A younger sibling who’s big brother or sister drinks is twice as likely to pick up the habit too. For smoking the danger increases fourfold, and for teen pregnancy it’s up to six-fold. “Having an older sibling exposes you to things firstborns simply aren’t exposed to,” said Susan Averett, a professor of business and economics at Lafayette College in Easton, Pa., who has studied birth order and decision making. “It is a different experience and you develop in a different way.”

How serious the risk is can often depend on age—with chronological proximity spelling trouble. A nine-year-old boy is simply not as likely to be moving in the same social circles as his 16-year-old brother. But if the sibs are, say, 16 and 17, things are very different, with the little brother far likelier to mingle with the big brother’s smoking and drinking friends.

Gender plays a role as well. A close-in-age little sister is less likely to associate with her big brother’s friends than she would a big sister’s, which means she has less of a chance to be exposed to risky behaviors. The quality of the sibling relationship—regardless of gender—can also have an effect, and here, paradoxically, sibs who don’t get along all that well are safer than sibs who do.

“When siblings are very close,” said psychologist Elizabeth Stormshak of the University of Oregon, “that relationship becomes more powerful and meaningful and can influence risk behavior as well.”

But there are ways around the problems, and Patricia East, a psychologist at the University of California School of Medicine, sees them in play particularly in her studies of teen pregnancy. As with other risk behaviors, a big age gap helps here, as does the same kind of de-identification that occurs when a little sib decides not to pursue the same extracurricular activities as a big sib.

“[The younger sister] decides to purposely go the other way,” said East. “She decides her sister’s role is teen mom and hers will be, say, high [academic] achiever.”

The key for all of these risky behaviors begins with close parental supervision. A ninth grader who starts spending time with an older sib’s 10-grade friends should be carefully monitored—as should the 10th grader in the first place. It helps too if a wayward older sibling is punished in the proper ways. Penalties for smoking or drinking or using drugs should be swift, strict and sure—and it’s important that it all happen with as little family uproar as possible. To a little sib, drama equals attention, and attention equals fun and if sneaking a smoke or a beer is all it takes to stir things up, well, what’s not to like?

For teen pregnancy, of course, things are different. The child-mom needs love, support and care—again with a minimum of histrionics. The fewer such distractions there are, the more the little sister can observe just how impossibly difficult, limiting and exhausting being a mother can be, making her less likely to go that way herself.
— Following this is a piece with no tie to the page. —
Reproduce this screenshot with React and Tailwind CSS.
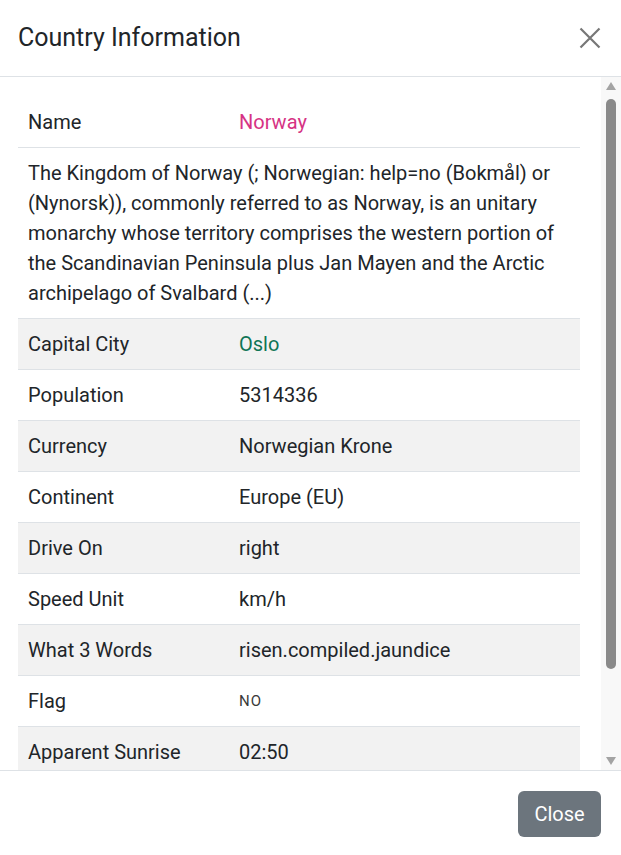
import React from 'react';

const rows = [
  { label: 'Capital City', value: 'Oslo', cls: 'text-[#0f7556]' },
  { label: 'Population', value: '5314336' },
  { label: 'Currency', value: 'Norwegian Krone' },
  { label: 'Continent', value: 'Europe (EU)' },
  { label: 'Drive On', value: 'right' },
  { label: 'Speed Unit', value: 'km/h' },
  { label: 'What 3 Words', value: 'risen.compiled.jaundice' },
  { label: 'Flag', value: 'NO', cls: 'text-[15px] tracking-[1px] text-[#3a3a3a]' },
  { label: 'Apparent Sunrise', value: '02:50' },
];

function Row({ label, value, cls, striped }) {
  return (
    <div className={`grid grid-cols-[211px_1fr] border-t border-[#dee2e6] ${striped ? 'bg-[#f2f2f2]' : 'bg-white'}`}>
      <div className="px-[10px] py-[10px] leading-[30px]">{label}</div>
      <div className={`px-[10px] py-[10px] leading-[30px] ${cls || ''}`}>{value}</div>
    </div>
  );
}

export default function App() {
  return (
    <div className="w-[621px] h-[855px] bg-white text-[#212529] text-[20px] font-['Roboto',sans-serif] flex flex-col overflow-hidden">
      <div className="h-[77px] shrink-0 border-b border-[#dee2e6] flex items-center justify-between pl-[18px] pr-[20px]">
        <h5 className="text-[25px] leading-none pb-[2px]">Country Information</h5>
        <svg width="22" height="22" viewBox="0 0 22 22" className="text-[#777]">
          <path d="M1.5 1.5 L20.5 20.5 M20.5 1.5 L1.5 20.5" stroke="currentColor" strokeWidth="2.2" fill="none" />
        </svg>
      </div>

      <div className="flex-1 flex min-h-0">
        <div className="flex-1 overflow-hidden pl-[18px] pr-[21px] pt-[20px]">
          <div className="grid grid-cols-[211px_1fr]">
            <div className="px-[10px] py-[10px] leading-[30px]">Name</div>
            <div className="px-[10px] py-[10px] leading-[30px] text-[#d63384]">Norway</div>
          </div>
          <div className="border-t border-[#dee2e6] px-[10px] py-[10px] leading-[30px]">
            The Kingdom of Norway (; Norwegian: help=no (Bokmål) or (Nynorsk)), commonly referred to as Norway, is an unitary monarchy whose territory comprises the western portion of the Scandinavian Peninsula plus Jan Mayen and the Arctic archipelago of Svalbard (...)
          </div>
          {rows.map((r, i) => (
            <Row key={r.label} {...r} striped={i % 2 === 0} />
          ))}
        </div>
        <div className="w-[20px] shrink-0 bg-[#f8f8f8] flex flex-col items-center pt-[5px] pb-[5px]">
          <svg width="10" height="8" viewBox="0 0 10 8" className="shrink-0">
            <path d="M5 0 L10 8 L0 8 Z" fill="#a3a3a3" />
          </svg>
          <div className="w-[10px] h-[570px] mt-[9px] rounded-full bg-[#8a8a8a]" />
          <div className="flex-1" />
          <svg width="10" height="8" viewBox="0 0 10 8" className="shrink-0">
            <path d="M0 0 L10 0 L5 8 Z" fill="#a3a3a3" />
          </svg>
        </div>
      </div>

      <div className="h-[85px] shrink-0 border-t border-[#dee2e6] flex items-center justify-end pr-[20px] pt-[2px]">
        <button className="w-[83px] h-[46px] rounded-[6px] bg-[#6c757d] text-white text-[20px] leading-none">Close</button>
      </div>
    </div>
  );
}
There are, surely, uncountable other ways siblings color, shape and shade one another. Girls and boys teach each other about the mysterious mind of the opposite sex; oldest, youngest and middle-born siblings wrestle with the crapshoot of birth order and in so doing, learn about power and status and making the most of a niche they didn’t choose; even the little lessons in parenting that come naturally from babysitting a little sibling—or being babysat by a big one—can pay dividends years later.

The only participants in this life-long dance are, of course, the siblings themselves, and parents who step in too heavily can disrupt what can and should be graceful and growing thing. But that doesn’t mean they can’t coach and coax and gently teach the steps. The goal for all parents should be to help the sons and daughters they love and care for more than anything else in the world grow up to be adults who love and care for one another too.